ENTRIES SUPPLIED.
-=-=-=-=-
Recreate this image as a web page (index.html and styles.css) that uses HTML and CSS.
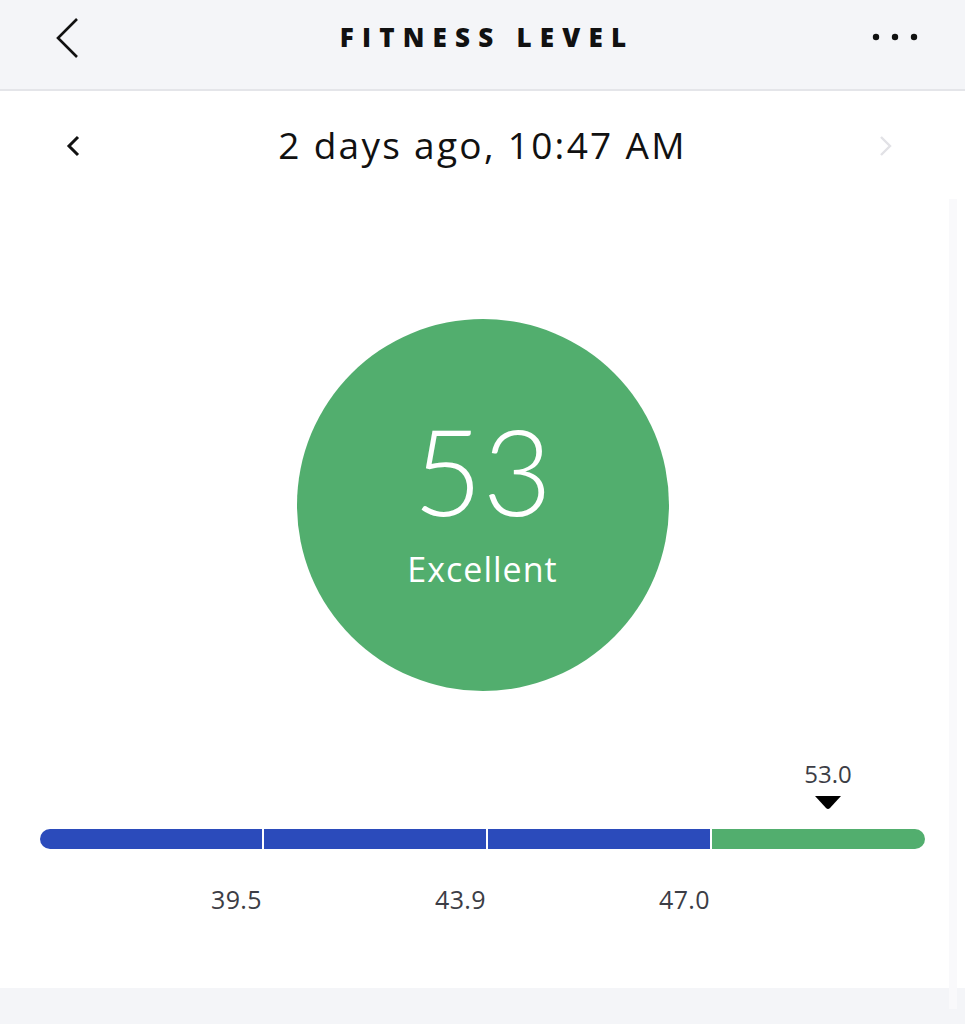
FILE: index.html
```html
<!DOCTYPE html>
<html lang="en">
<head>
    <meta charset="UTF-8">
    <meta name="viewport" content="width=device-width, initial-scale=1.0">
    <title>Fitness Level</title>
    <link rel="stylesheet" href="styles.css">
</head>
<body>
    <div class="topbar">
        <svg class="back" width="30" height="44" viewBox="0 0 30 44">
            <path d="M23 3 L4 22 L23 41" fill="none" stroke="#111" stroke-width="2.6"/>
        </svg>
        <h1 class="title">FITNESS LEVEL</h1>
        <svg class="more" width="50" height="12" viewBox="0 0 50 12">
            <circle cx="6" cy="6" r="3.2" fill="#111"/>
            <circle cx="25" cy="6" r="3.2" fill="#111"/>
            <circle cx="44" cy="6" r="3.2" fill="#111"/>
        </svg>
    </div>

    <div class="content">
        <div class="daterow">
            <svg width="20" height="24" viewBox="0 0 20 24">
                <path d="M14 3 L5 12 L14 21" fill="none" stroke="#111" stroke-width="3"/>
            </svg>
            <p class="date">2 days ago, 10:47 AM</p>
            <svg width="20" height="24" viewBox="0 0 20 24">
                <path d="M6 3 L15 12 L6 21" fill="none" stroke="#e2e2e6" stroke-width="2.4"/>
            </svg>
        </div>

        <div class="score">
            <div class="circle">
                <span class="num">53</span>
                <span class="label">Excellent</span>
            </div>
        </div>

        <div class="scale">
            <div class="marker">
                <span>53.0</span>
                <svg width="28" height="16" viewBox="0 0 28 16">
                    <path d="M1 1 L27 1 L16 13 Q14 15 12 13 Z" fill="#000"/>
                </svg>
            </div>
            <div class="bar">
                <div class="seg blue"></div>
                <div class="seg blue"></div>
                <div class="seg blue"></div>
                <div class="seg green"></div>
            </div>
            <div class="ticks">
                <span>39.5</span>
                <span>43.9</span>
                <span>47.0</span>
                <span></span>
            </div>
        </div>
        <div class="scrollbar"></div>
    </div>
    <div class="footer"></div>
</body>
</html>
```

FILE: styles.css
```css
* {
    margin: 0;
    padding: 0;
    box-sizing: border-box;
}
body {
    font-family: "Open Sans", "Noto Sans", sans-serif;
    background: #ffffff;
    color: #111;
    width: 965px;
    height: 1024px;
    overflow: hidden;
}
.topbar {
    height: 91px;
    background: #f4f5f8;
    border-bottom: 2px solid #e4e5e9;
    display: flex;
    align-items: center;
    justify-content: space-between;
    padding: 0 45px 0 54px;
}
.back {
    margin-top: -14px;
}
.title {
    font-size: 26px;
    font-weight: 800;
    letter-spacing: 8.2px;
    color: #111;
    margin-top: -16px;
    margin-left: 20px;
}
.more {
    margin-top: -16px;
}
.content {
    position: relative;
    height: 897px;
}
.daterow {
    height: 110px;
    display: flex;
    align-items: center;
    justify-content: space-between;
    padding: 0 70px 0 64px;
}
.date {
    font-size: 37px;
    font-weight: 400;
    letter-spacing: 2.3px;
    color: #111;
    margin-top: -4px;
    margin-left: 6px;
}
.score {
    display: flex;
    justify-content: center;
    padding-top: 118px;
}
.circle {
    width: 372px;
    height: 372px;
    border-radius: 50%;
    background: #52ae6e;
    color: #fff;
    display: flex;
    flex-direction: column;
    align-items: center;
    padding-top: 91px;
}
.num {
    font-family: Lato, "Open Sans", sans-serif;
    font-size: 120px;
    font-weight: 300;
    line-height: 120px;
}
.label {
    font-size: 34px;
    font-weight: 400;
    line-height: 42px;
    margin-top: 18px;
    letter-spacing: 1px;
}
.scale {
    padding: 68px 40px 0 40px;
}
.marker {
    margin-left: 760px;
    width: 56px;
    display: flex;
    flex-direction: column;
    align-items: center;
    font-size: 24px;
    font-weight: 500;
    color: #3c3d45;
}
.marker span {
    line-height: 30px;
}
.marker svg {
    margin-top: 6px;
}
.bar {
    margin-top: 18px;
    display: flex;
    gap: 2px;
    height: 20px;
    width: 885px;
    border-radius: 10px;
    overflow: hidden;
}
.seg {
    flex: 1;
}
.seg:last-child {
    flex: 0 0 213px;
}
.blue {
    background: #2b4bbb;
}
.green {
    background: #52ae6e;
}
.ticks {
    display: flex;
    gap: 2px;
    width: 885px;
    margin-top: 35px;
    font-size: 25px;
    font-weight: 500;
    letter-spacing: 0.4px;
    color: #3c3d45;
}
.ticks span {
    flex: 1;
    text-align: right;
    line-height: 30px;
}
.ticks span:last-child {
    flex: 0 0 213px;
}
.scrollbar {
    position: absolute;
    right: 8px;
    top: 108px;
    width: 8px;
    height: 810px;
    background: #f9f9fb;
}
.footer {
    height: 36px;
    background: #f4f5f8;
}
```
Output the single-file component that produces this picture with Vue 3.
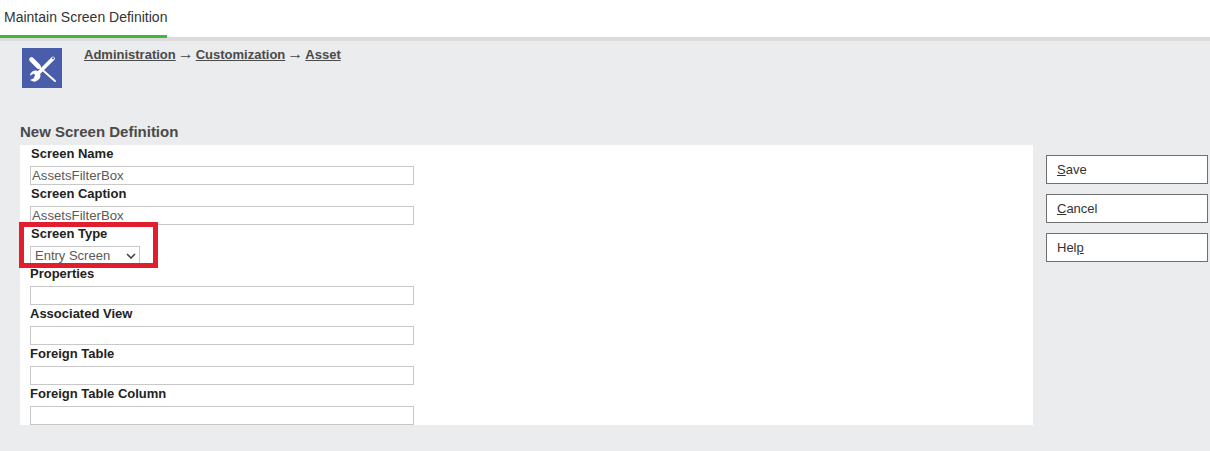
-=-=-=-=-
GIVEN TASK. Write out the records above once more, word for word, with no pictures.

WORKED SOLUTION.
Recreate this image as a web page (index.html and styles.css) that uses HTML and CSS.
FILE: index.html
```html
<!DOCTYPE html>
<html lang="en">
<head>
    <meta charset="UTF-8">
    <meta name="viewport" content="width=device-width, initial-scale=1.0">
    <title>Fitness Level</title>
    <link rel="stylesheet" href="styles.css">
</head>
<body>
    <div class="topbar">
        <svg class="back" width="30" height="44" viewBox="0 0 30 44">
            <path d="M23 3 L4 22 L23 41" fill="none" stroke="#111" stroke-width="2.6"/>
        </svg>
        <h1 class="title">FITNESS LEVEL</h1>
        <svg class="more" width="50" height="12" viewBox="0 0 50 12">
            <circle cx="6" cy="6" r="3.2" fill="#111"/>
            <circle cx="25" cy="6" r="3.2" fill="#111"/>
            <circle cx="44" cy="6" r="3.2" fill="#111"/>
        </svg>
    </div>

    <div class="content">
        <div class="daterow">
            <svg width="20" height="24" viewBox="0 0 20 24">
                <path d="M14 3 L5 12 L14 21" fill="none" stroke="#111" stroke-width="3"/>
            </svg>
            <p class="date">2 days ago, 10:47 AM</p>
            <svg width="20" height="24" viewBox="0 0 20 24">
                <path d="M6 3 L15 12 L6 21" fill="none" stroke="#e2e2e6" stroke-width="2.4"/>
            </svg>
        </div>

        <div class="score">
            <div class="circle">
                <span class="num">53</span>
                <span class="label">Excellent</span>
            </div>
        </div>

        <div class="scale">
            <div class="marker">
                <span>53.0</span>
                <svg width="28" height="16" viewBox="0 0 28 16">
                    <path d="M1 1 L27 1 L16 13 Q14 15 12 13 Z" fill="#000"/>
                </svg>
            </div>
            <div class="bar">
                <div class="seg blue"></div>
                <div class="seg blue"></div>
                <div class="seg blue"></div>
                <div class="seg green"></div>
            </div>
            <div class="ticks">
                <span>39.5</span>
                <span>43.9</span>
                <span>47.0</span>
                <span></span>
            </div>
        </div>
        <div class="scrollbar"></div>
    </div>
    <div class="footer"></div>
</body>
</html>
```

FILE: styles.css
```css
* {
    margin: 0;
    padding: 0;
    box-sizing: border-box;
}
body {
    font-family: "Open Sans", "Noto Sans", sans-serif;
    background: #ffffff;
    color: #111;
    width: 965px;
    height: 1024px;
    overflow: hidden;
}
.topbar {
    height: 91px;
    background: #f4f5f8;
    border-bottom: 2px solid #e4e5e9;
    display: flex;
    align-items: center;
    justify-content: space-between;
    padding: 0 45px 0 54px;
}
.back {
    margin-top: -14px;
}
.title {
    font-size: 26px;
    font-weight: 800;
    letter-spacing: 8.2px;
    color: #111;
    margin-top: -16px;
    margin-left: 20px;
}
.more {
    margin-top: -16px;
}
.content {
    position: relative;
    height: 897px;
}
.daterow {
    height: 110px;
    display: flex;
    align-items: center;
    justify-content: space-between;
    padding: 0 70px 0 64px;
}
.date {
    font-size: 37px;
    font-weight: 400;
    letter-spacing: 2.3px;
    color: #111;
    margin-top: -4px;
    margin-left: 6px;
}
.score {
    display: flex;
    justify-content: center;
    padding-top: 118px;
}
.circle {
    width: 372px;
    height: 372px;
    border-radius: 50%;
    background: #52ae6e;
    color: #fff;
    display: flex;
    flex-direction: column;
    align-items: center;
    padding-top: 91px;
}
.num {
    font-family: Lato, "Open Sans", sans-serif;
    font-size: 120px;
    font-weight: 300;
    line-height: 120px;
}
.label {
    font-size: 34px;
    font-weight: 400;
    line-height: 42px;
    margin-top: 18px;
    letter-spacing: 1px;
}
.scale {
    padding: 68px 40px 0 40px;
}
.marker {
    margin-left: 760px;
    width: 56px;
    display: flex;
    flex-direction: column;
    align-items: center;
    font-size: 24px;
    font-weight: 500;
    color: #3c3d45;
}
.marker span {
    line-height: 30px;
}
.marker svg {
    margin-top: 6px;
}
.bar {
    margin-top: 18px;
    display: flex;
    gap: 2px;
    height: 20px;
    width: 885px;
    border-radius: 10px;
    overflow: hidden;
}
.seg {
    flex: 1;
}
.seg:last-child {
    flex: 0 0 213px;
}
.blue {
    background: #2b4bbb;
}
.green {
    background: #52ae6e;
}
.ticks {
    display: flex;
    gap: 2px;
    width: 885px;
    margin-top: 35px;
    font-size: 25px;
    font-weight: 500;
    letter-spacing: 0.4px;
    color: #3c3d45;
}
.ticks span {
    flex: 1;
    text-align: right;
    line-height: 30px;
}
.ticks span:last-child {
    flex: 0 0 213px;
}
.scrollbar {
    position: absolute;
    right: 8px;
    top: 108px;
    width: 8px;
    height: 810px;
    background: #f9f9fb;
}
.footer {
    height: 36px;
    background: #f4f5f8;
}
```
Output the single-file component that produces this picture with Vue 3.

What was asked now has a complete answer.